WHY IT WORKS. Sense a lot of the water is removed it gives the bait a soft jerky like texture making sure it stays on the hook extremely well. Like I mentioned earlier the salt preserves. Most importantly salt and oil do not mix. So all the baits oil stay in the bait and the bait scent and flavor become concentrated because of the liquid that is removed by the salt. When you place your bait in the water what happens is salt starts to come out and water goes back into the bait, as this happens a lot off the scent is pulled out. But it takes a real real real long time for the bait to get soft again.

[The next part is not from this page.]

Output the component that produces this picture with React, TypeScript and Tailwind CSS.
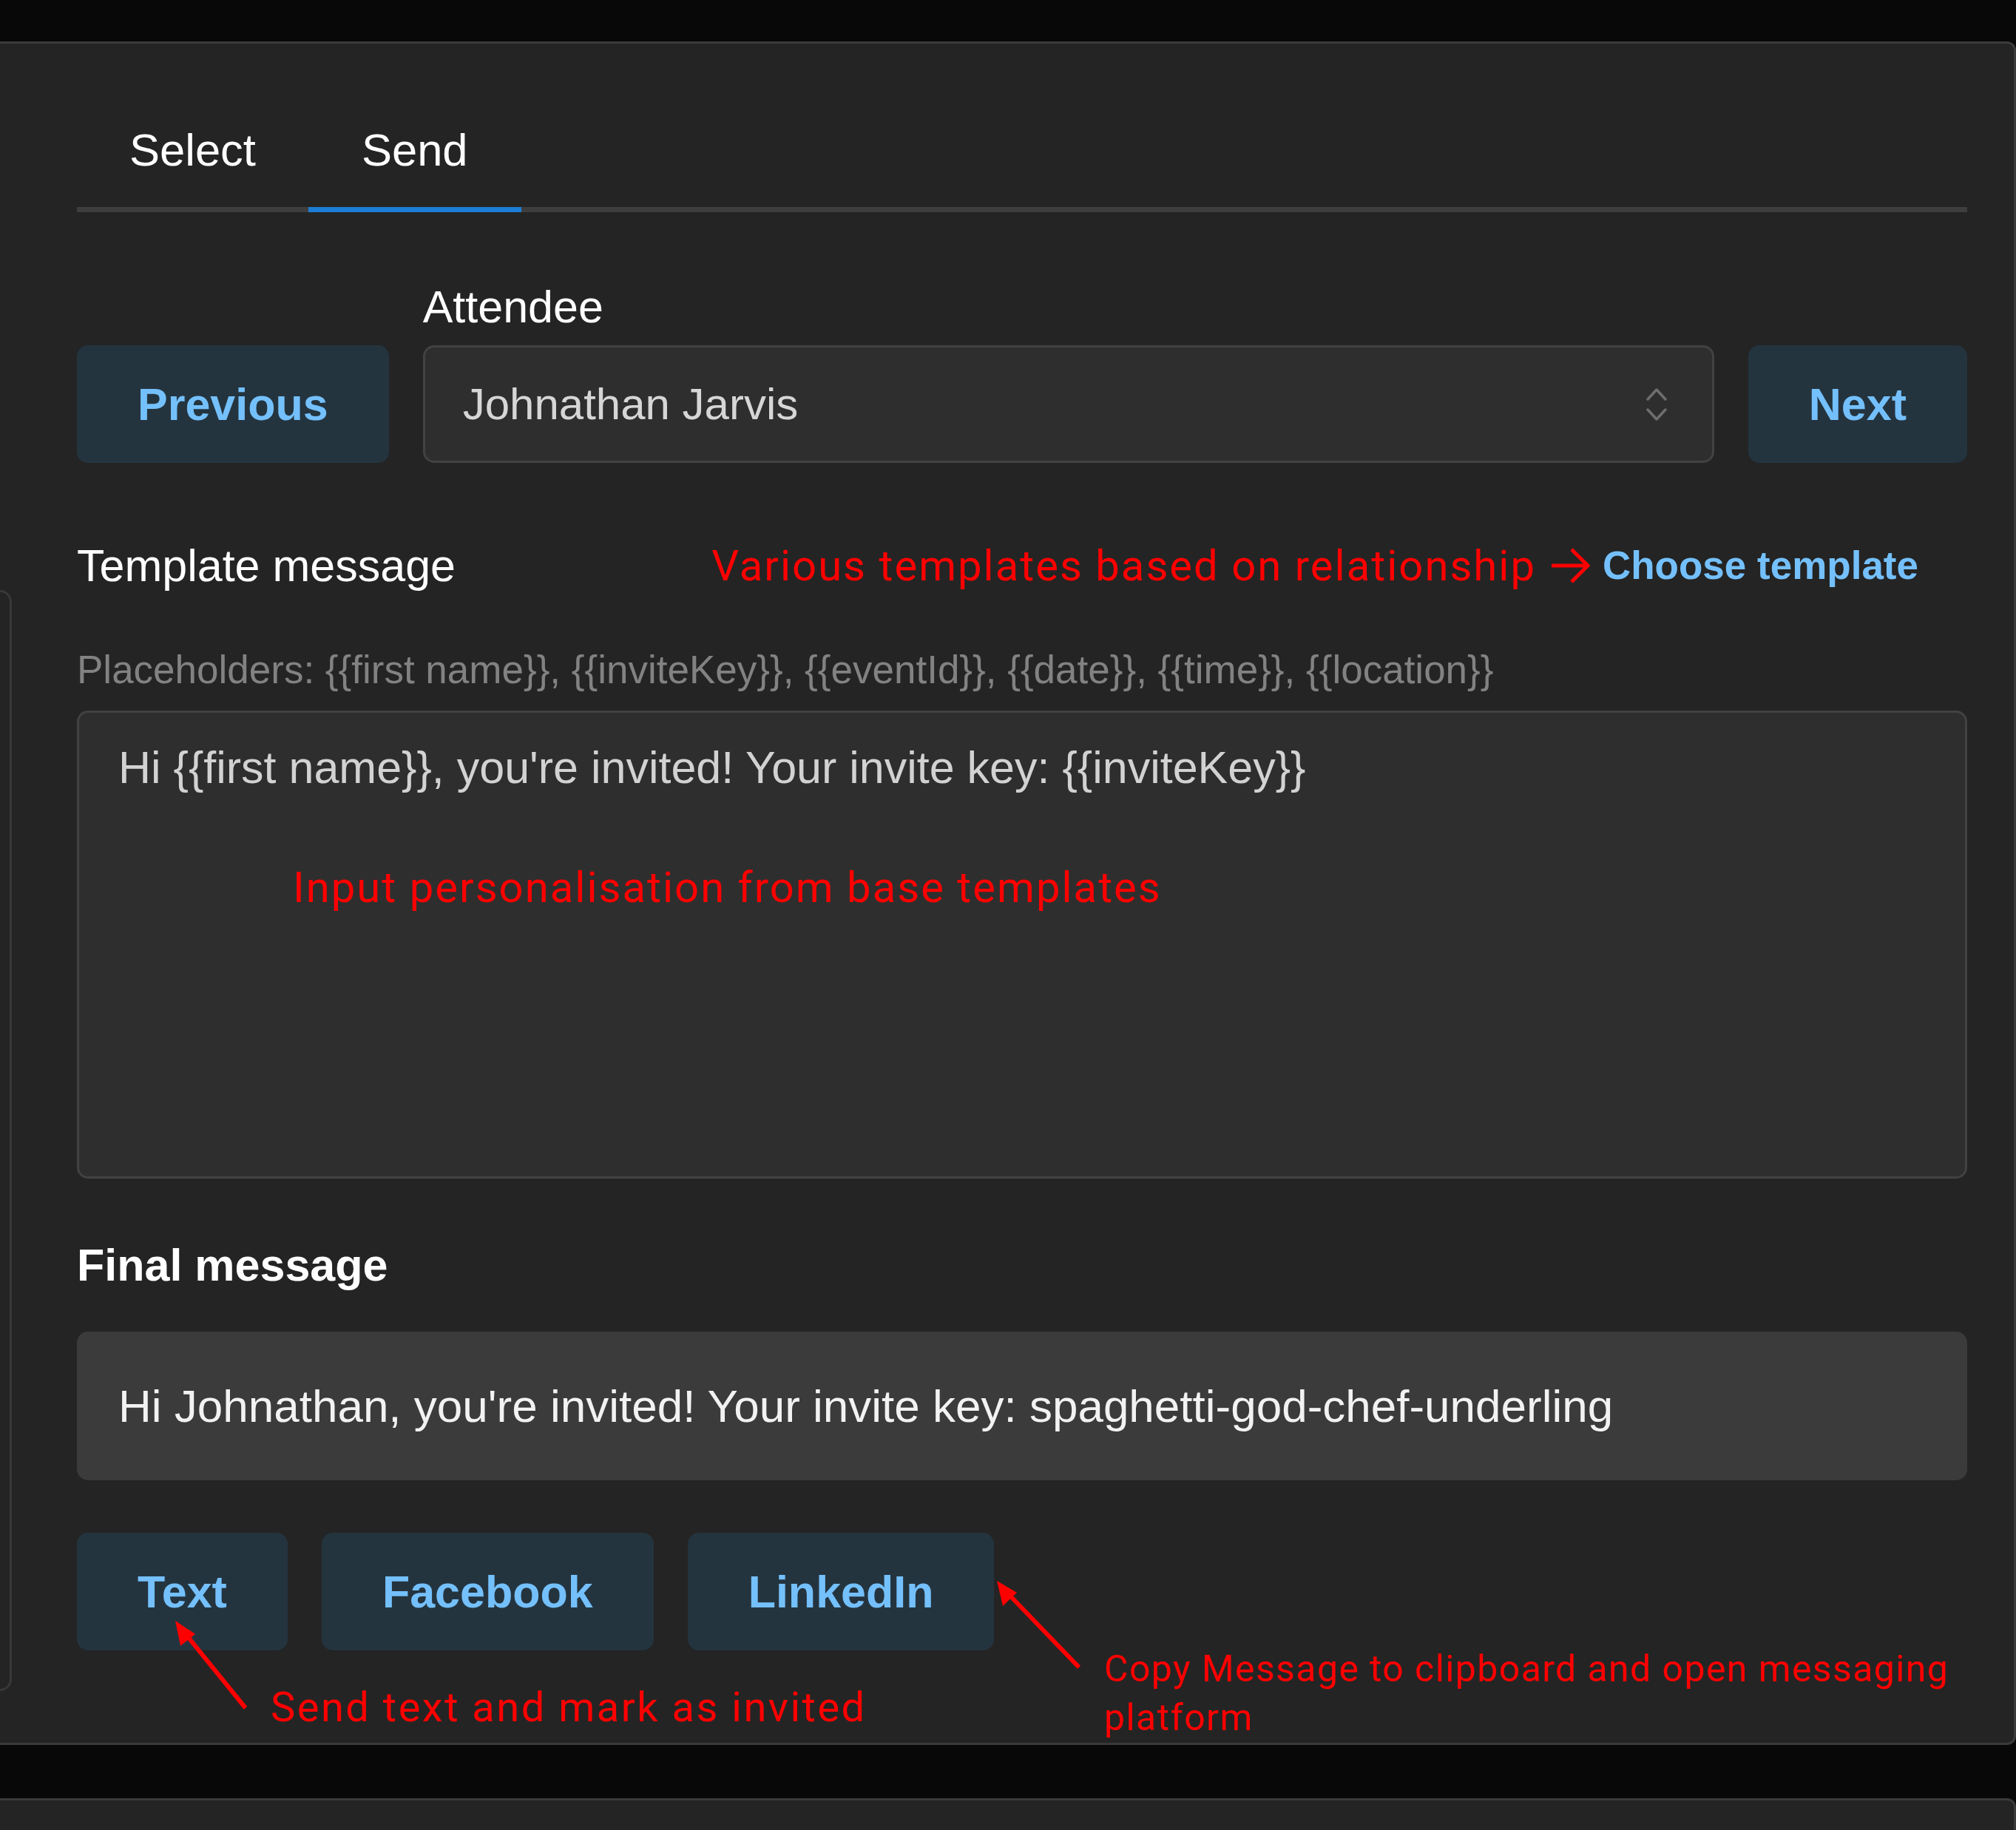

A SPECIAL NOTE.Wallyworldcarries salted finger mullet, shrimp and squid chunks. DO NOT BUY THIS it is crap and very expensive. I have tried it to save some time and nothing well bite it, it garbage. It seams a little oily and not as salty as it should be, I think they use some kind of preservative in it probably because its cheaper. What ever else is in it the fish hate it.


----------



## Snapperking (May 30, 2009)

Guess I am telling my age but in the 50s and most of the 60s all the party boats out of Destin used salted ladyfish/skip jack for 2 and 3 hook rigs for snapper .It was a cheaper form of bait as it was caught locally and made locally by salting them down in tubs of salt and water.Talk about toughing up the meat !! The best thing about it was it was harder for a trigger to get it off than the squid ,herring and cig minnows used now. It is a great bait.


----------